The usual disclaimer: I'm not an engineer, lawyer, contractor, or septic installer... this advice is worth what you paid for it :)
As Ecnerwal says, I'd guess the system itself should be fine. If you have doubts, septic pumping companies often offer a pump out (necessary for inspection) and inspection for a cost perhaps in the $300 to $400 range (highly dependent on your area). Assuming you are spending large sums for this lot, that's money potentially well spent as the seller is undoubtedly marking up the lot for the system and you could use any material defects to bargain hard. I'm talking about the tank here. I do think the leach field can be damaged by vegetation. You don't want to see a bunch of trees growing in it.
The fine points of the risk, IMHO, are related to engineering and permitting. I'd ask the following questions at your building department:
- Was the system permitted?
- If it was, for what size house? Most counties will require a certain size tank and leach field for a certain number of bedrooms or bathrooms.

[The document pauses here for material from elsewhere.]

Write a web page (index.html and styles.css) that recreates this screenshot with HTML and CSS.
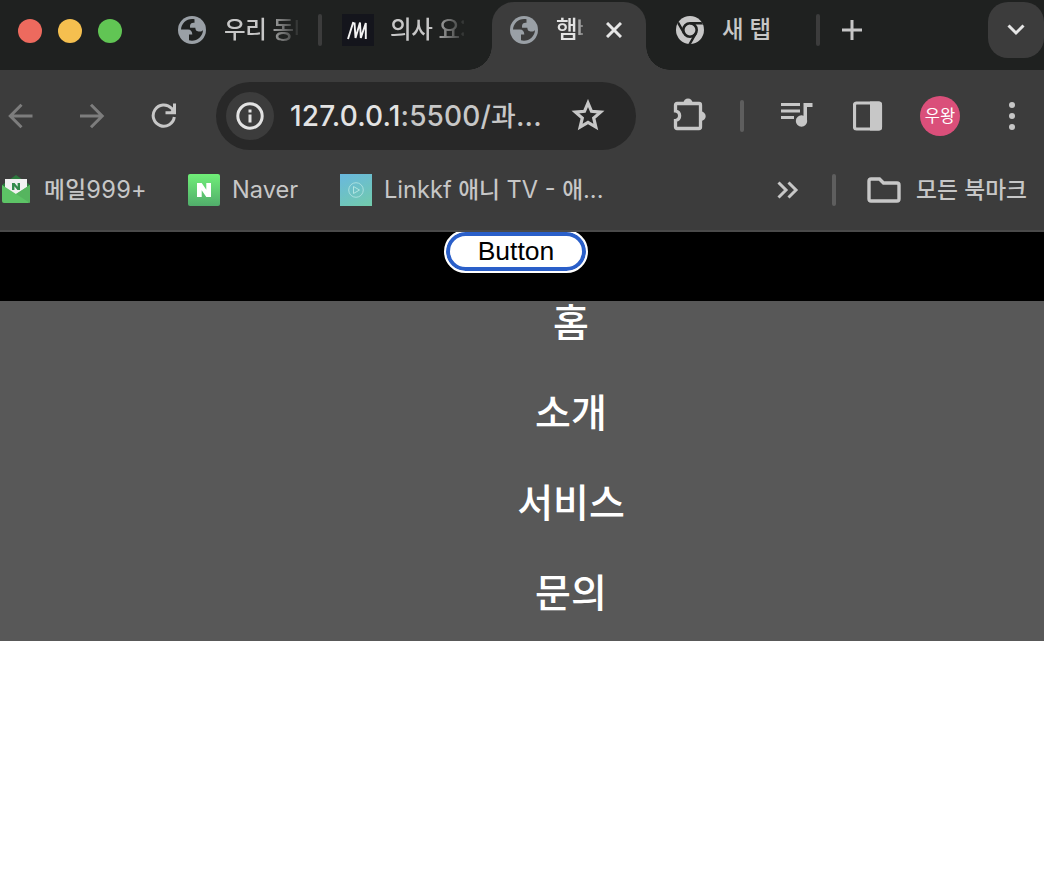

- Does the originally permitted size still meet code? In many areas, septic permitting was very loose even 10 years ago but this is an area that has more regulation now.
Basically, I'd make sure that the building department is going to be ok with you using the old system for the general size of house you plan.
Next, the question of engineering. Not all locations work well with leach fields. I'd ask the following questions:
- What kind of system do your neighbors have? Leach field, raised bed, pump-out tanks, what. Perhaps the original system was not engineered for the site conditions.
- Try to find out what the water table is. If the neighbors have wells or basements, they may be able to tell you.
- Is there a percolation test with the city/county/etc for when the septic was installed? No perc test is not usually a good sign. You could have one performed with a backhoe but you'll need permission from the seller and that will cost you a bit.
- Is there any chance that your lot is seasonally wet (even if not wetlands), has a seasonally high water table, is in a riparian area or in a floodplain? These conditions would all make a standard system more challenging. For example, a system on a flat lot between a house and a lake may have high water.
These questions are important because a raised bed system can be a lot more than a standard system and usually requires engineering design work.
Another risk for a new system is rocky ground or steep slopes.
If it was perc'd, permitted, and engineered, and the local building code hasn't changed, then you might be in business. If it wasn't perc'd, permitted, engineered, etc I would be leary of paying anywhere near the 'retail' cost of such a system. You might as well get familiar with the local building department anyways since you will presumably be dealing with them a lot if you buy the lot.
In final, if it were me, I would do the due diligence required to determine the cost of installing a new system. I wouldn't want to find out the reason the project was abandoned was because the standard system won't work and the required engineered solution exceeds the value of the lot.